Rather, the term “continental philosophy” refers to philosophy from or inspired by thinkers from the continent of Europe, which mainly means France, Germany and Italy. Even more importantly, it designates philosophy that is NOT part of the (predominantly) Anglo-American tradition of analytic thought. Somewhat confusingly, analytic philosophy is said to originate with the work of a German philosopher, Gottlob Frege. It is scientific in spirit, whereas continental philosophy is anchored in the methods of textual interpretation and inquiry of the great religious, literary and historical traditions that inform European culture. The split between the two is a recent phenomenon, dating only from the Twentieth century, when the school of analytic philosophy emerged.

Although (or perhaps because) their school is a mere baby of the Western tradition, analytic philosophers tend to show a fundamentalist, reformatory zeal, asserting that their approach to philosophy is the one true way. As David Attenborough might have observed, had he ventured into the jungle of contemporary academia, analytic philosophers will fight fiercely to protect and expand their communal and material interests. Sociable, loyal, even charming among their own kind, they become territorial and dangerous in dealings with philosophers from other schools, insisting that continental philosophy (which, mind you, covers pretty much the whole tradition of Western philosophy before the arrival of analytic philosophy) is not worthy of the title “philosophy” and ought to be stamped out wherever possible. And indeed, it has proved close to possible in many philosophy departments in Australia, the United States of America, and the United Kingdom. Analytic philosophy is clearly in the ascendency in these countries.

It should be admitted that most of the philosophers grouped under the rubric of “continental philosophy” are secretly equally dismissive of the value of analytic philosophy, considering that should it magically disappear without trace, this would be no loss to the world. However, they are much less organized or unified in their opposition to their natural enemy, tending to be preoccupied with depressing problems of their own, such as how to continue a tradition of thought which is implicated in the terrible events of European history in the last century, particularly the Holocaust. Busy deconstructing, critiquing, and declaring “states of exception” involving the suspension of the authority of their own intellectual heritage, continental philosophers have been in a weak position to withstand the energetic and strategic advances of the analytic philosophers. While retaining a foothold in philosophy departments, they have tended to scatter into other disciplines, such as literature, fine arts, cultural studies, and the social sciences.

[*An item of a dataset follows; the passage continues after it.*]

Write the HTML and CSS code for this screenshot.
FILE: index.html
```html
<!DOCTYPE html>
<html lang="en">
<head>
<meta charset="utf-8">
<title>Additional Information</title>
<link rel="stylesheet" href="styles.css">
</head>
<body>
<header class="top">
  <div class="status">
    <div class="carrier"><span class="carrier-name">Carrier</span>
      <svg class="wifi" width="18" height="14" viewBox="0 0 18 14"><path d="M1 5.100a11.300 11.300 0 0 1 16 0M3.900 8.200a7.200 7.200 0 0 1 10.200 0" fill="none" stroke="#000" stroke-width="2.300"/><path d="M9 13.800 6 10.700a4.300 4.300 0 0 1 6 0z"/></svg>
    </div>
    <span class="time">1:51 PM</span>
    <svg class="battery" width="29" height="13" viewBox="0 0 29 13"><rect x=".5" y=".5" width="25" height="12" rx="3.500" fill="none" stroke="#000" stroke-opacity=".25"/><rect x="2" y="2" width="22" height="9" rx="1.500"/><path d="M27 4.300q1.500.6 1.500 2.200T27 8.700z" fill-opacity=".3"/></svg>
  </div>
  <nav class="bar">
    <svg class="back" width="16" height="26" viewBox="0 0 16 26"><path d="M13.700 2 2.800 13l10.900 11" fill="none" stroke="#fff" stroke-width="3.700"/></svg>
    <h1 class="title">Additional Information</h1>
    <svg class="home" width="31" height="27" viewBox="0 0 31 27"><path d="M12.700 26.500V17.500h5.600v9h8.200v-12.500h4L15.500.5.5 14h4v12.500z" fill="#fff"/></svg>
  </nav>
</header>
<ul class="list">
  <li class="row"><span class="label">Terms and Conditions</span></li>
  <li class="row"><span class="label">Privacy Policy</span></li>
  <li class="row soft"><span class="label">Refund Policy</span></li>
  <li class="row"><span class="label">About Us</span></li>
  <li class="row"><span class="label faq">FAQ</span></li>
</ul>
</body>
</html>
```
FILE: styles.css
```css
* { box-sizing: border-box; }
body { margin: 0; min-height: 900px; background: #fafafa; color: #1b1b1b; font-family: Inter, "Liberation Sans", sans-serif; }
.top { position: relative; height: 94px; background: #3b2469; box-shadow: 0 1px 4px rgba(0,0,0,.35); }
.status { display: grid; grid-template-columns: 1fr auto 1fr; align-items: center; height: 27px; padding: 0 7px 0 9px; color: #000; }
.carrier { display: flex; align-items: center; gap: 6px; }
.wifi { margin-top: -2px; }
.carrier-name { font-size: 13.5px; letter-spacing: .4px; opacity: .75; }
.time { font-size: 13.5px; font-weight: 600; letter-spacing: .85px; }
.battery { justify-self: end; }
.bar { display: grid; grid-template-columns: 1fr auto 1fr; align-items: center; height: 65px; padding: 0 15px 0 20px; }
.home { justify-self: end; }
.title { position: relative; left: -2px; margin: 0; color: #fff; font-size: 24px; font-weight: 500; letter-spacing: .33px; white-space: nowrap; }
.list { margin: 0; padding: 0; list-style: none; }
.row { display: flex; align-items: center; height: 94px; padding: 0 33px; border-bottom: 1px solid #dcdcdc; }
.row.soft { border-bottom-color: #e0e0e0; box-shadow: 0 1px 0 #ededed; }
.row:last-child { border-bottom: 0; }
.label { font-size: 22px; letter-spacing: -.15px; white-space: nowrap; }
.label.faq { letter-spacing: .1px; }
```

Hence the need for an Australasian Society for Continental Philosophy (ASCP), to bring the diaspora together. There is no equivalent society for analytic philosophy. The analytic philosophers simply dominate the Australasian Association of Philosophy.

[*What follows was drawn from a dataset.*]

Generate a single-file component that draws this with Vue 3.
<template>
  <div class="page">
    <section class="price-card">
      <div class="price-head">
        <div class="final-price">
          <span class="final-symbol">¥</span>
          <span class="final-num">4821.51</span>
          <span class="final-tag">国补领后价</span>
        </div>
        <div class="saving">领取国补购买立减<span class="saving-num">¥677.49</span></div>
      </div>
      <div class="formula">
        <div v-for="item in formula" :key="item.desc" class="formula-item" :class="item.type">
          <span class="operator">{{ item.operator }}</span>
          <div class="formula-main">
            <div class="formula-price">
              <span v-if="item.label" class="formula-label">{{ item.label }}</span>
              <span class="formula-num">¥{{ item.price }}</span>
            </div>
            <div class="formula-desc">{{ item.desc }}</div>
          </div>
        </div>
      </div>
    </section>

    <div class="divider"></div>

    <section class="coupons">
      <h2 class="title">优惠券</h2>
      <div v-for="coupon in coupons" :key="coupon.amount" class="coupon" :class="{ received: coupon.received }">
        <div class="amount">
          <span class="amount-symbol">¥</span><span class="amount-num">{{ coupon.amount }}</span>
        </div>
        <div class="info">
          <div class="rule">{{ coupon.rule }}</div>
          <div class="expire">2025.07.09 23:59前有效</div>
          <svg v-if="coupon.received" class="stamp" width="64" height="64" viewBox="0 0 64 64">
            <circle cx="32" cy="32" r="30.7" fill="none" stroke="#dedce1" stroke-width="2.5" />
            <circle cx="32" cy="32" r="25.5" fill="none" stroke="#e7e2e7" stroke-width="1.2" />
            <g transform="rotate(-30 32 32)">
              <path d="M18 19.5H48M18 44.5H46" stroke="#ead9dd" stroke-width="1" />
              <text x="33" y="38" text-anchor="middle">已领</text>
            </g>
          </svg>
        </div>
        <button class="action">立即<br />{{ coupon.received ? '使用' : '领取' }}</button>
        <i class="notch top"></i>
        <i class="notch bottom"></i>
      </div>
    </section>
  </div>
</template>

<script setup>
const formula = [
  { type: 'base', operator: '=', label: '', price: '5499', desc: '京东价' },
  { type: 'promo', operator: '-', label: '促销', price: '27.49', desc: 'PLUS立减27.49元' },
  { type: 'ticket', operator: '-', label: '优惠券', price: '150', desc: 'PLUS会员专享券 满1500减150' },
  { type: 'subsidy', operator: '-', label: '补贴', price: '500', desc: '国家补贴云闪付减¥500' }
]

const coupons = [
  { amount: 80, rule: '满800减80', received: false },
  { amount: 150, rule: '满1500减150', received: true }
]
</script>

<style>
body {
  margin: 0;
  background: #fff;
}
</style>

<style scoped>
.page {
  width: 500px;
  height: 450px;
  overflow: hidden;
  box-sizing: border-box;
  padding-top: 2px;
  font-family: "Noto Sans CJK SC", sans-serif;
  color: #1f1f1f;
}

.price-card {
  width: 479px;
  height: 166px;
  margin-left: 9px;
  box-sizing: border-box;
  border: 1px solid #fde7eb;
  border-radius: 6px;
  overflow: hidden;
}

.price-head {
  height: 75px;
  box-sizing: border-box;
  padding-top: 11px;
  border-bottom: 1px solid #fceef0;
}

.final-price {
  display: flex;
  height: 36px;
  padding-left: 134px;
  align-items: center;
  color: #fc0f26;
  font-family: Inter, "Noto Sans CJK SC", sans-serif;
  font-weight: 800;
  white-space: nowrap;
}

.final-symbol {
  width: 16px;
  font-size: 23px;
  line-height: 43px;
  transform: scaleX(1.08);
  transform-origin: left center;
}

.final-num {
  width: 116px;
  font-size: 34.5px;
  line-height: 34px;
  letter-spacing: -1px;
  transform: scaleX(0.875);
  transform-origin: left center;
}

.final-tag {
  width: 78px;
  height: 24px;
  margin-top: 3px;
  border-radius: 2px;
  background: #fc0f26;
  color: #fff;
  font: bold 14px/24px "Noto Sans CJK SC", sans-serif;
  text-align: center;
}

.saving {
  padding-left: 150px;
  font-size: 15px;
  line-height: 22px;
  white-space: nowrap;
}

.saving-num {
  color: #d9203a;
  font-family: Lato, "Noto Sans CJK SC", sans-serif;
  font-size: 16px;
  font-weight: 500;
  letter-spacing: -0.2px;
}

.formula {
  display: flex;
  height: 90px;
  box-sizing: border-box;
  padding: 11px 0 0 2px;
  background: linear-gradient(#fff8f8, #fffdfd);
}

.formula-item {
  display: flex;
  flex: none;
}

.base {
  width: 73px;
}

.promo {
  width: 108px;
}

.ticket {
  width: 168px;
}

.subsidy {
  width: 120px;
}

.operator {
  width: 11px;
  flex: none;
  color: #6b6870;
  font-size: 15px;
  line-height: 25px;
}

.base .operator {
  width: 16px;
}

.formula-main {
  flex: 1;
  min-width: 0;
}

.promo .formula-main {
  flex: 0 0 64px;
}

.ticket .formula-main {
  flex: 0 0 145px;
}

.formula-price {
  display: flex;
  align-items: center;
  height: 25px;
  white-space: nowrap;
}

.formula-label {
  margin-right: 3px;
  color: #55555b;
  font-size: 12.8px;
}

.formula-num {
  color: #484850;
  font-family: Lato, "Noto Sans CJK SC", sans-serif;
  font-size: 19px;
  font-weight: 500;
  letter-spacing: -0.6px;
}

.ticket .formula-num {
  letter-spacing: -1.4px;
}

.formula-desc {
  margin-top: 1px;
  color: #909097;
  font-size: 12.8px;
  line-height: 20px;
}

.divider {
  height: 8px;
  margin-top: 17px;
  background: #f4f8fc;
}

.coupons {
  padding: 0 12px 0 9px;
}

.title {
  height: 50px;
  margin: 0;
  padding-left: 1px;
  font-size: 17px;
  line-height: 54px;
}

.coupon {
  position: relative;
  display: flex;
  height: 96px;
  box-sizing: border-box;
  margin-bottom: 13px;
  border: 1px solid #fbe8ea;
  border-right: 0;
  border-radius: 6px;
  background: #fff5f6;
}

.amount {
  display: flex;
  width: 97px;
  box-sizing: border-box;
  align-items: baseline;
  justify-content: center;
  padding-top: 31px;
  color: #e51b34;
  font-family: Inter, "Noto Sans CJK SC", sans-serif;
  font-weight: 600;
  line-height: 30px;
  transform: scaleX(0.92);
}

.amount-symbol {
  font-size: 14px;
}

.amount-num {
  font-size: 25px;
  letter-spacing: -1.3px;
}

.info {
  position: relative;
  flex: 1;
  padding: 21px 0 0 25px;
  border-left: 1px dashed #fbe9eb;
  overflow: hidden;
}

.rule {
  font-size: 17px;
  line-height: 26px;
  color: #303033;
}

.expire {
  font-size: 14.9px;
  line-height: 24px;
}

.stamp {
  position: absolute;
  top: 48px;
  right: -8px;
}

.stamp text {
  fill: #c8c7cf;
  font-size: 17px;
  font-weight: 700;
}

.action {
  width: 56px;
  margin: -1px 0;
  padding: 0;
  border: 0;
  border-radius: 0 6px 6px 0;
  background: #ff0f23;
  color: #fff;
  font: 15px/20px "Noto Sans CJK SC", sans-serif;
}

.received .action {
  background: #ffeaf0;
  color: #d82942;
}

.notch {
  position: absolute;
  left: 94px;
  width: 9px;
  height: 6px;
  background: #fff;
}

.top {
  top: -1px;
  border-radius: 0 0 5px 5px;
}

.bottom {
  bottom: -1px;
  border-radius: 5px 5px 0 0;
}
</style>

This year, the ASCP conference has been given the theme, “The Times of our Lives.” I am preparing a paper on Walter Benjamin’s concept of Now-time. This is a suggestive understanding of historical time, not as an empty, homogenous expanse in which events occur sequentially, but rather as an intense experience of the present as a moment that is full to overflowing with the past, to the point of catastrophe or possibly redemptive revolution. To get a better sense of Benjamin’s work as a whole (his oeuvre, to be continental about it), I have been reading Howard Caygill, whose summary of Benjamin’s project goes some way to explaining why continental philosophy is not in a stronger position in contemporary academia:

Walter Benjamin
“To a large extent Benjamin’s thought may be understood as an attempt to extend the limits of experience treated within philosophy to the point where the identity of philosophy itself is jeopardized. In place of a philosophical mastery of experience, whether that of art, of religion, of language or of the city, Benjamin allows experience to test the limits of philosophy. The work of philosophical criticism according to the ‘method called nihilism’ allows experience to invade, evade and even ruin its philosophical host.”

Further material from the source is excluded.